La conclusión a la que llegan los entrevistados por El Tiempo para la presente edición es que en nuestro país lo único que prospera es la corrupción. La declaración es bastante fuerte y a la vez triste: nos dice que, aparentemente, en el Perú el mal y el delito son omnipresentes, que a donde viremos la mirada habrá un hecho de corrupción, que en cada institución del Estado hay un funcionario venal o un gerente dispuesto a dejarse “aceitar”. Insistimos, es una declaración tremenda, pero también un hecho lamentable.
Sin embargo, también es cierto que hemos convivido tantos años con el fenómeno de la corrupción que hemos aprendido a tolerar todas sus manifestaciones: el salto en la cola, la coima al policía, el “regalo” al juez, la extorsión al fiscal, la luz roja inadvertida, la placa “en trámite”, etc.

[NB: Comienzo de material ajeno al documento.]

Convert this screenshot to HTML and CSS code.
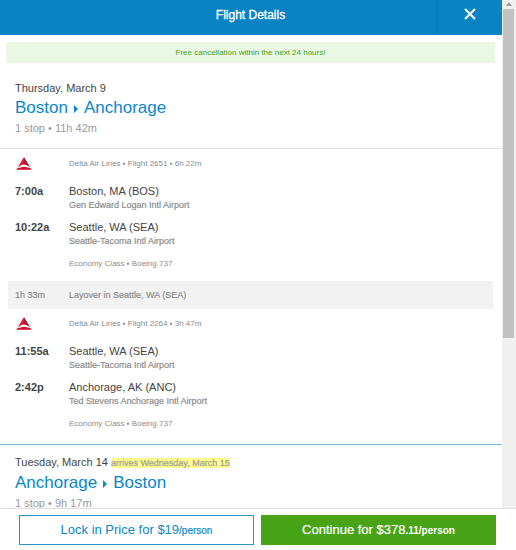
FILE: index.html
```html
<!DOCTYPE html>
<html lang="en">
<head>
<meta charset="utf-8">
<title>Flight Details</title>
<link rel="stylesheet" href="styles.css">
</head>
<body>
<svg class="defs" aria-hidden="true">
  <symbol id="delta" viewBox="0 0 16 13">
    <path fill="#e01933" d="M8 0L8 7.400Q5.200 7.600 1.800 10.200Z"/>
    <path fill="#b5152c" d="M8 0L14.200 10.200Q10.800 7.600 8 7.400Z"/>
    <path fill="#d0142f" d="M0.300 12.800L1.200 11.300Q3.500 10.900 5.500 10.200Q8 9.400 10.500 10.200Q12.500 10.900 14.800 11.300L15.700 12.800Z"/>
  </symbol>
  <symbol id="arrow" viewBox="0 0 4 8"><path fill="#0a87c9" d="M0 0L4 4L0 8Z"/></symbol>
</svg>
<div class="viewport">
  <main class="content">
    <header class="header">
      <h1 class="title">Flight Details</h1>
      <button class="close" type="button" aria-label="Close">
        <svg width="12" height="12" viewBox="0 0 12 12"><path d="M1 1L11 11M11 1L1 11" stroke="#fff" stroke-width="2"/></svg>
      </button>
    </header>
    <p class="notice">Free cancellation within the next 24 hours!</p>

    <section class="trip">
      <p class="date">Thursday, March 9</p>
      <h2 class="route">Boston <svg class="arrow"><use href="#arrow"/></svg> Anchorage</h2>
      <p class="summary">1 stop • 11h 42m</p>
    </section>

    <section class="leg">
      <svg class="logo" role="img" aria-label="Delta"><use href="#delta"/></svg>
      <p class="meta">Delta Air Lines ▪ Flight 2651 ▪ 6h 22m</p>
      <time class="time">7:00a</time>
      <div class="stop"><p class="city">Boston, MA (BOS)</p><p class="airport">Gen Edward Logan Intl Airport</p></div>
      <time class="time">10:22a</time>
      <div class="stop"><p class="city">Seattle, WA (SEA)</p><p class="airport">Seattle-Tacoma Intl Airport</p></div>
      <p class="meta cabin">Economy Class ▪ Boeing 737</p>
    </section>

    <div class="layover"><span>1h 33m</span><span>Layover in Seattle, WA (SEA)</span></div>

    <section class="leg last">
      <svg class="logo" role="img" aria-label="Delta"><use href="#delta"/></svg>
      <p class="meta">Delta Air Lines ▪ Flight 2264 ▪ 3h 47m</p>
      <time class="time">11:55a</time>
      <div class="stop"><p class="city">Seattle, WA (SEA)</p><p class="airport">Seattle-Tacoma Intl Airport</p></div>
      <time class="time">2:42p</time>
      <div class="stop"><p class="city">Anchorage, AK (ANC)</p><p class="airport">Ted Stevens Anchorage Intl Airport</p></div>
      <p class="meta cabin">Economy Class ▪ Boeing 737</p>
    </section>

    <section class="trip return">
      <p class="date">Tuesday, March 14 <mark class="arrives">arrives Wednesday, March 15</mark></p>
      <h2 class="route">Anchorage <svg class="arrow"><use href="#arrow"/></svg> Boston</h2>
      <p class="summary">1 stop • 9h 17m</p>
    </section>
  </main>
  <div class="scrollbar" aria-hidden="true">
    <svg class="scroll-up" viewBox="0 0 6 4"><path d="M3 0L6 4H0Z" fill="#999"/></svg>
    <div class="thumb"></div>
  </div>
</div>
<footer class="footer">
  <button class="action lock" type="button">Lock in Price for $19<small>/person</small></button>
  <button class="action continue" type="button">Continue for $378<small>.11/person</small></button>
</footer>
</body>
</html>
```
FILE: styles.css
```css
* { box-sizing: border-box; }

body {
  margin: 0;
  height: 100vh;
  display: flex;
  flex-direction: column;
  background: #fff;
  color: #444;
  font-family: "Liberation Sans", Arial, sans-serif;
  font-size: 11px;
  line-height: 14px;
}

p, h1, h2 { margin: 0; font-weight: 400; }

.defs { position: absolute; width: 0; height: 0; }

.viewport {
  flex: 1;
  min-height: 0;
  display: flex;
}

.content {
  flex: 1;
  overflow: hidden;
}

.header {
  display: grid;
  grid-template-columns: 64px 1fr 65px;
  height: 35px;
  background: #0a83c2;
}

.title {
  grid-column: 2;
  align-self: center;
  padding-bottom: 6px;
  color: #fff;
  font-size: 12px;
  text-align: center;
  -webkit-text-stroke: 0.3px #fff;
}

.close {
  border: 0;
  border-left: 1px solid #0870aa;
  padding: 0 0 9px;
  background: none;
}

.close svg { vertical-align: middle; }

.notice {
  margin: 7px 7px 0 6px;
  padding: 4px 0 3px;
  background: #eaf8e3;
  color: #48a317;
  font-size: 8px;
  text-align: center;
}

.trip { padding: 18px 15px 13px; }

.route {
  display: flex;
  align-items: center;
  gap: 6px;
  color: #0a87c9;
  font-size: 17px;
  line-height: 26px;
}

.arrow {
  width: 4px;
  height: 8px;
  margin-top: 2px;
}

.summary { color: #999; }

.leg {
  display: grid;
  grid-template-columns: 54px 1fr;
  padding: 8px 15px 10px;
  border-top: 1px solid #ddd;
}

.layover + .leg { border-top: 0; }

.leg.last { padding-bottom: 13px; }

.logo {
  width: 16px;
  height: 13px;
  margin-left: 1px;
}

.meta {
  margin-bottom: 13px;
  color: #8c8c8c;
  font-size: 8px;
}

.time {
  font-weight: 700;
}

.stop { margin-bottom: 8px; }

.airport {
  color: #8c8c8c;
  font-size: 9px;
  line-height: 14px;
  -webkit-text-stroke: 0.2px #8c8c8c;
}

.cabin {
  grid-column: 2;
  margin: 1px 0 0;
}

.layover {
  display: grid;
  grid-template-columns: 54px 1fr;
  margin: 0 9px 0 8px;
  padding: 7px;
  background: #f2f2f2;
  color: #8c8c8c;
  font-size: 9px;
  -webkit-text-stroke: 0.2px #8c8c8c;
}

.return {
  border-top: 1px solid #72b9df;
  padding-top: 10px;
}

.arrives {
  background: #ffff8c;
  color: #999;
  font-size: 9px;
  -webkit-text-stroke: 0.2px #999;
}

.scrollbar {
  width: 14px;
  padding: 2px 2px 0 1px;
  background: #f0f0f0;
}

.scroll-up {
  display: block;
  width: 6px;
  height: 4px;
  margin: 0 auto 3px;
}

.thumb {
  height: 65%;
  background: #c1c1c1;
}

.footer {
  display: grid;
  grid-template-columns: 1fr 1fr;
  gap: 7px;
  padding: 6px 20px 5px 19px;
  border-top: 1px solid #ddd;
}

.action {
  height: 30px;
  padding: 0;
  border: 1px solid #2795cf;
  background: #fff;
  color: #0a87c9;
  font: 13px/16px "Liberation Sans", Arial, sans-serif;
}

.action small { font-size: 10px; }

.lock small { -webkit-text-stroke: 0.2px #0a87c9; }

.continue {
  border-color: #48a317;
  background: #48a317;
  color: #fff;
  -webkit-text-stroke: 0.2px #fff;
}

.continue small { font-weight: 700; -webkit-text-stroke: 0; }
```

Hechos mínimos que nos dibujan como una sociedad que solo parece indignarse cuando la prensa destapa los 20 mil dólares de Pacheco en un baño de Palacio o cuando se habla de “loncheritas”, de agendas o de millones entrando a Palacio. Curiosamente, solo nos duelen los grandes hechos, pero somos inconmovibles ante la corrupción cotidiana. Nos rasgamos las vestiduras cuando leemos titulares sobre los 23 mil 277 millones de soles (alrededor del 3% del PBI) que pierde el Perú por la inmoralidad en el sector público, pero nos hacemos de la vista gorda cuando vemos al agente municipal recibiendo el criollo “cariño” de los comerciantes informales para seguir en las calles, y hasta lo justificamos inventándole mil necesidades que lo obligarían a traicionar sus principios.
¿Qué país estamos legando a las futuras generaciones? ¿Uno en el que se miente por cualquier motivo pero sobre todo para obtener beneficios no correspondientes? ¿Uno en el que es necesario corromper a la autoridad alguna vez en la vida para sentirse realizado y más “vivo” que los demás?

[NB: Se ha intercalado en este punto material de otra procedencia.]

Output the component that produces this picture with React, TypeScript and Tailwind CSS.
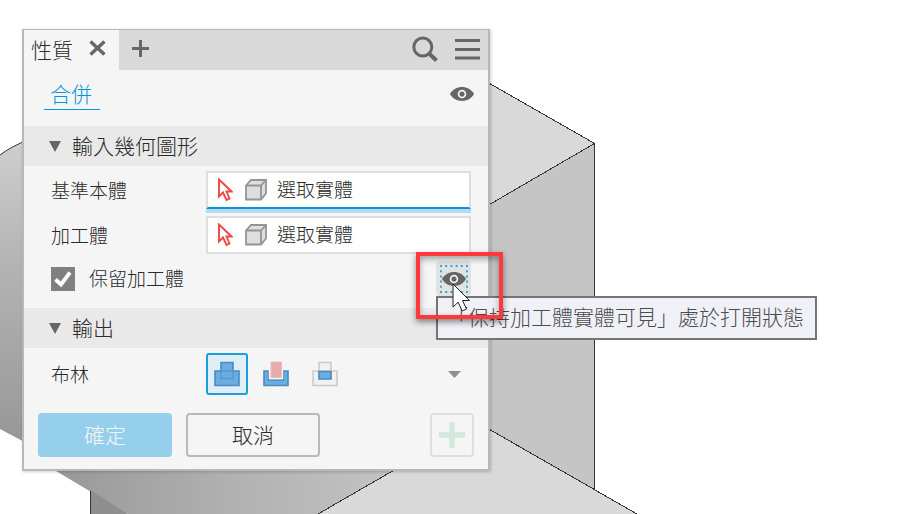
import { useState } from "react";
import type { ReactNode } from "react";

type BooleanMode = "join" | "cut" | "intersect";

function ModelBackground() {
  return (
    <svg
      className="absolute inset-0 h-full w-full"
      viewBox="0 0 919 514"
      preserveAspectRatio="xMinYMin slice"
      aria-hidden="true"
    >
      <defs>
        <linearGradient id="side" x1="0" y1="0" x2="0" y2="1">
          <stop offset="0" stopColor="#cfcfcf" />
          <stop offset="0.4" stopColor="#b4b4b4" />
          <stop offset="1" stopColor="#979797" />
        </linearGradient>
        <linearGradient id="bore" x1="0" y1="0" x2="1" y2="0">
          <stop offset="0" stopColor="#979797" />
          <stop offset="0.5" stopColor="#b0b0b0" />
          <stop offset="1" stopColor="#c4c4c4" />
        </linearGradient>
      </defs>
      <path d="M0 155 Q10 147 30 139 V445 L0 429Z" fill="url(#side)" />
      <path d="M0 155 Q10 147 30 139" fill="none" stroke="#333" />
      <path d="M480 78 L595 144 L480 210Z" fill="#d9d9d9" />
      <path d="M480 210 L595 144 V490 L480 424Z" fill="#c5c5c5" />
      <path d="M400 465 L480 424 L637 514 H318Z" fill="#d9d9d9" />
      <path d="M46 465 H403 L318 514 H128Z" fill="url(#bore)" />
      <path d="M90 490 L128 514 H90Z" fill="#8e8e8e" />
      <path
        d="M480 78 L594.5 143.5 L480 210 M594.5 143.5 V489.5 M480 424 L637 514 M403 465 L318 514 M90.5 491 V514"
        fill="none"
        stroke="#333"
        shapeRendering="crispEdges"
      />
    </svg>
  );
}

function EyeIcon() {
  return (
    <svg width="24" height="14" viewBox="0 0 24 14" aria-hidden="true">
      <path d="M0 7 C5 -2.3 19 -2.3 24 7 C19 16.3 5 16.3 0 7Z" fill="#666" />
      <circle cx="12" cy="7" r="3.4" fill="#666" stroke="#f4f4f4" strokeWidth="1.7" />
    </svg>
  );
}

function SelectCursorIcon() {
  return (
    <svg width="15" height="24" viewBox="0 0 15 24" aria-hidden="true">
      <path
        d="M1 1.5 V18.5 L5 14.5 L8.5 22 L11.5 20.5 L8.5 13.5 H13.5Z"
        fill="#fff"
        stroke="#e94b43"
        strokeWidth="1.9"
      />
    </svg>
  );
}

function CubeIcon() {
  return (
    <svg width="22" height="22" viewBox="0 0 22 22" aria-hidden="true">
      <path
        d="M1 6.5 L6 1 H21 V14.5 L16 20.5 H1Z M1 6.5 H16 V20.5 M16 6.5 L21 1"
        fill="#dedede"
        stroke="#949494"
        strokeWidth="1.8"
      />
    </svg>
  );
}

function BooleanIcon({ mode }: { mode: BooleanMode }) {
  return (
    <svg width="26" height="26" viewBox="0 0 26 26" aria-hidden="true">
      {mode === "join" && (
        <>
          <path
            d="M1 10 H7 V1.5 H19 V10 H25 V24.5 H1Z"
            fill="#68aee4"
            stroke="#4b8abb"
            strokeWidth="1.6"
          />
          <path d="M7 10 H19 V17.5 H7Z" fill="none" stroke="#5798ca" strokeWidth="1.4" />
        </>
      )}
      {mode === "cut" && (
        <>
          <path
            d="M1 10 H5.5 V19 H20.5 V10 H25 V24.5 H1Z"
            fill="#68aee4"
            stroke="#4b8abb"
            strokeWidth="1.6"
          />
          <path d="M5.8 8 H20.2 V18.2 H5.8Z" fill="#f8f5f5" />
          <path d="M8 1 H18.5 V16.5 H8Z" fill="#e6abab" stroke="#e9bcbc" />
        </>
      )}
      {mode === "intersect" && (
        <>
          <path
            d="M1 10 H25 V24.5 H1Z M7 10 V1.5 H19 V10"
            fill="#f1f1f1"
            stroke="#cbcbcb"
            strokeWidth="1.6"
          />
          <path d="M7 10.5 H19 V18 H7Z" fill="#68aee4" stroke="#4b8abb" strokeWidth="1.6" />
        </>
      )}
    </svg>
  );
}

function SectionHeader({ children }: { children: ReactNode }) {
  return (
    <h2>
      <button
        type="button"
        aria-expanded="true"
        className="flex h-10 w-full items-center gap-[11px] bg-[#e9e9e9] pl-[25px] text-[21px] leading-8"
      >
        <svg width="12" height="11" viewBox="0 0 12 11" aria-hidden="true">
          <path d="M0 0 H12 L6 11Z" fill="#666" />
        </svg>
        <span className="pb-[2px]">{children}</span>
      </button>
    </h2>
  );
}

interface SelectorRowProps {
  id: string;
  label: string;
  active?: boolean;
}

function SelectorRow({ id, label, active }: SelectorRowProps) {
  return (
    <div className="grid grid-cols-[155px_1fr] items-center">
      <label htmlFor={id}>{label}</label>
      <button
        id={id}
        type="button"
        className={`flex h-[38px] items-center border-2 bg-white pl-[10px] ${
          active
            ? "border-[#dedede] border-b-[#0696d7] shadow-[0_4px_0_#b5dcee]"
            : "border-[#dedede]"
        }`}
      >
        <SelectCursorIcon />
        <span className="ml-3 mr-[10px]">
          <CubeIcon />
        </span>
        <span className="pb-[2px]">選取實體</span>
      </button>
    </div>
  );
}

const modes: { key: BooleanMode; label: string }[] = [
  { key: "join", label: "接合" },
  { key: "cut", label: "切割" },
  { key: "intersect", label: "相交" },
];

export default function App() {
  const [keepTool, setKeepTool] = useState(true);
  const [mode, setMode] = useState<BooleanMode>("join");

  return (
    <main className="relative min-h-screen overflow-hidden bg-white pl-[22px] pt-[29px] font-['Noto_Sans_CJK_TC',sans-serif] text-[19px] font-light leading-7 text-[#2b2b2b]">
      <ModelBackground />

      <section className="relative w-full max-w-[468px] border-2 border-t border-[#b8b8b8] bg-[#f5f5f5] shadow-[1px_1px_3px_rgba(0,0,0,0.2)]">
        {/* Tab bar */}
        <header className="flex h-10 items-center bg-[#d9d9d9]">
          <div className="flex h-10 w-[95px] items-center justify-between bg-[#f5f5f5] pb-[2px] pl-[7px] pr-[13px] text-[21px]">
            性質
            <button type="button" aria-label="關閉" className="pb-[2px]">
              <svg width="17" height="16" viewBox="0 0 17 16" aria-hidden="true">
                <path
                  d="M1.5 1.5 L15.5 14.5 M15.5 1.5 L1.5 14.5"
                  stroke="#666"
                  strokeWidth="3.4"
                />
              </svg>
            </button>
          </div>
          <button type="button" aria-label="新增" className="ml-[13px] pb-1">
            <svg width="17" height="17" viewBox="0 0 17 17" aria-hidden="true">
              <path d="M8.5 0 V17 M0 8.5 H17" stroke="#666" strokeWidth="3" />
            </svg>
          </button>
          <button type="button" aria-label="搜尋" className="ml-auto pb-[2px]">
            <svg width="26" height="26" viewBox="0 0 26 26" aria-hidden="true">
              <circle cx="10.8" cy="11" r="9" fill="none" stroke="#666" strokeWidth="3" />
              <path d="M17 17.5 L24.5 24.5" stroke="#666" strokeWidth="4" />
            </svg>
          </button>
          <button type="button" aria-label="功能表" className="ml-[17px] mr-2 pb-[2px]">
            <svg width="25" height="21" viewBox="0 0 25 21" aria-hidden="true">
              <path d="M0 1.5 H25 M0 10.5 H25 M0 19 H25" stroke="#666" strokeWidth="3" />
            </svg>
          </button>
        </header>

        <div className="flex h-14 items-center justify-between pb-2 pl-5 pr-[14px]">
          <a
            href="#combine"
            className="h-8 w-14 border-b border-[#0696d7] pl-[6px] text-[21px] leading-[30px] text-[#0696d7]"
          >
            合併
          </a>
          <button type="button" aria-label="可見性">
            <EyeIcon />
          </button>
        </div>

        <SectionHeader>輸入幾何圖形</SectionHeader>
        <div className="pb-3 pl-[27px] pr-[17px] pt-[5px]">
          <div className="grid gap-[7px]">
            <SelectorRow id="base" label="基準本體" active />
            <SelectorRow id="tool" label="加工體" />
            <div className="flex h-[35px] items-center justify-between">
              <div className="flex items-center gap-[14px]">
                <span className="grid h-6 w-6 place-items-center">
                  <input
                    id="keep-tool"
                    type="checkbox"
                    checked={keepTool}
                    onChange={(e) => setKeepTool(e.target.checked)}
                    className="col-start-1 row-start-1 h-6 w-6 appearance-none bg-[#808080]"
                  />
                  {keepTool && (
                    <svg
                      width="18"
                      height="16"
                      viewBox="0 0 18 16"
                      className="pointer-events-none z-10 col-start-1 row-start-1"
                      aria-hidden="true"
                    >
                      <path
                        d="M1.5 8.5 L7 13.5 L16 1.5"
                        fill="none"
                        stroke="#fff"
                        strokeWidth="3.8"
                      />
                    </svg>
                  )}
                </span>
                <label htmlFor="keep-tool" className="pb-[2px]">
                  保留加工體
                </label>
              </div>

              <div className="relative z-20">
                <button
                  type="button"
                  aria-label="保持可見"
                  aria-describedby="visible-tip"
                  className="grid h-[35px] w-[35px] place-items-center rounded-sm bg-[#e2e2e2]"
                >
                  <svg width="28" height="28" viewBox="0 0 28 28" aria-hidden="true">
                    <path
                      d="M1 1 H27 V27 H1Z"
                      fill="none"
                      stroke="#27a3dc"
                      strokeWidth="1.8"
                      strokeDasharray="2 3.2"
                      strokeDashoffset="1"
                    />
                    <path d="M2 14 C7 4.8 21 4.8 26 14 C21 23.2 7 23.2 2 14Z" fill="#666" />
                    <circle cx="14" cy="14" r="3.4" fill="#666" stroke="#f4f4f4" strokeWidth="1.7" />
                  </svg>
                </button>

                <div
                  id="visible-tip"
                  role="tooltip"
                  className="absolute left-0 top-full h-11 w-[381px] whitespace-nowrap border-2 border-[#737578] bg-[#f0f0f7] pl-[9px] text-[21px] leading-9 text-[#4c4c4c]"
                >
                  「保持加工體實體可見」處於打開狀態
                </div>

                {/* Callout frame and mouse pointer */}
                <div className="pointer-events-none absolute -left-5 -top-[9px] h-[67px] w-[87px] border-4 border-[#ff3939] shadow-[0_3px_6px_rgba(0,0,0,0.45),inset_0_3px_6px_rgba(0,0,0,0.35)]" />
                <svg
                  className="pointer-events-none absolute left-4 top-[22px]"
                  width="19"
                  height="29"
                  viewBox="0 0 19 29"
                  aria-hidden="true"
                >
                  <path
                    d="M1 1 V24 L6.2 19.2 L10.2 28 L14.5 26 L10.5 17.5 H17.5Z"
                    fill="#fff"
                    stroke="#222"
                  />
                </svg>
              </div>
            </div>
          </div>
        </div>

        <SectionHeader>輸出</SectionHeader>
        <div className="grid grid-cols-[155px_1fr] items-center pl-[27px] pr-[27px] pt-[5px]">
          <span id="boolean-label">布林</span>
          <div
            role="group"
            aria-labelledby="boolean-label"
            className="flex items-center gap-[7px]"
          >
            {modes.map((m) => (
              <button
                key={m.key}
                type="button"
                aria-label={m.label}
                aria-pressed={mode === m.key}
                onClick={() => setMode(m.key)}
                className={`grid h-[42px] w-[42px] place-items-center rounded-[3px] border-2 ${
                  mode === m.key
                    ? "border-[#1b9fda] bg-[#e0eff7]"
                    : "border-transparent"
                }`}
              >
                <BooleanIcon mode={m.key} />
              </button>
            ))}
            <button type="button" aria-label="更多" className="ml-auto">
              <svg width="13" height="7" viewBox="0 0 13 7" aria-hidden="true">
                <path d="M0 0 H13 L6.5 7Z" fill="#909090" />
              </svg>
            </button>
          </div>
        </div>

        <footer className="flex gap-[14px] px-[14px] pb-3 pt-[18px] text-[21px]">
          <button
            type="button"
            disabled
            className="h-11 w-[134px] rounded bg-[#96cfeb] pb-[2px] text-[#f5f5f5]"
          >
            確定
          </button>
          <button
            type="button"
            className="h-11 w-[134px] rounded border-2 border-[#b9b9b9] pb-[2px]"
          >
            取消
          </button>
          <button
            type="button"
            disabled
            aria-label="套用"
            className="ml-auto grid h-11 w-11 place-items-center rounded border-2 border-[#dedede]"
          >
            <svg width="26" height="26" viewBox="0 0 26 26" aria-hidden="true">
              <path d="M13 0 V26 M0 13 H26" stroke="#d2e8da" strokeWidth="5.5" />
            </svg>
          </button>
        </footer>
      </section>
    </main>
  );
}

En este tiempo de crisis generalizada es preciso que revisemos nuestros estándares éticos y que hagamos una revisión interior con miras a transformarnos en una nación real, capaz de juzgar a nuestros gobernantes desde una verdadera altura moral y no desde la indignación posada que hemos aprendido y refinado a lo largo de décadas.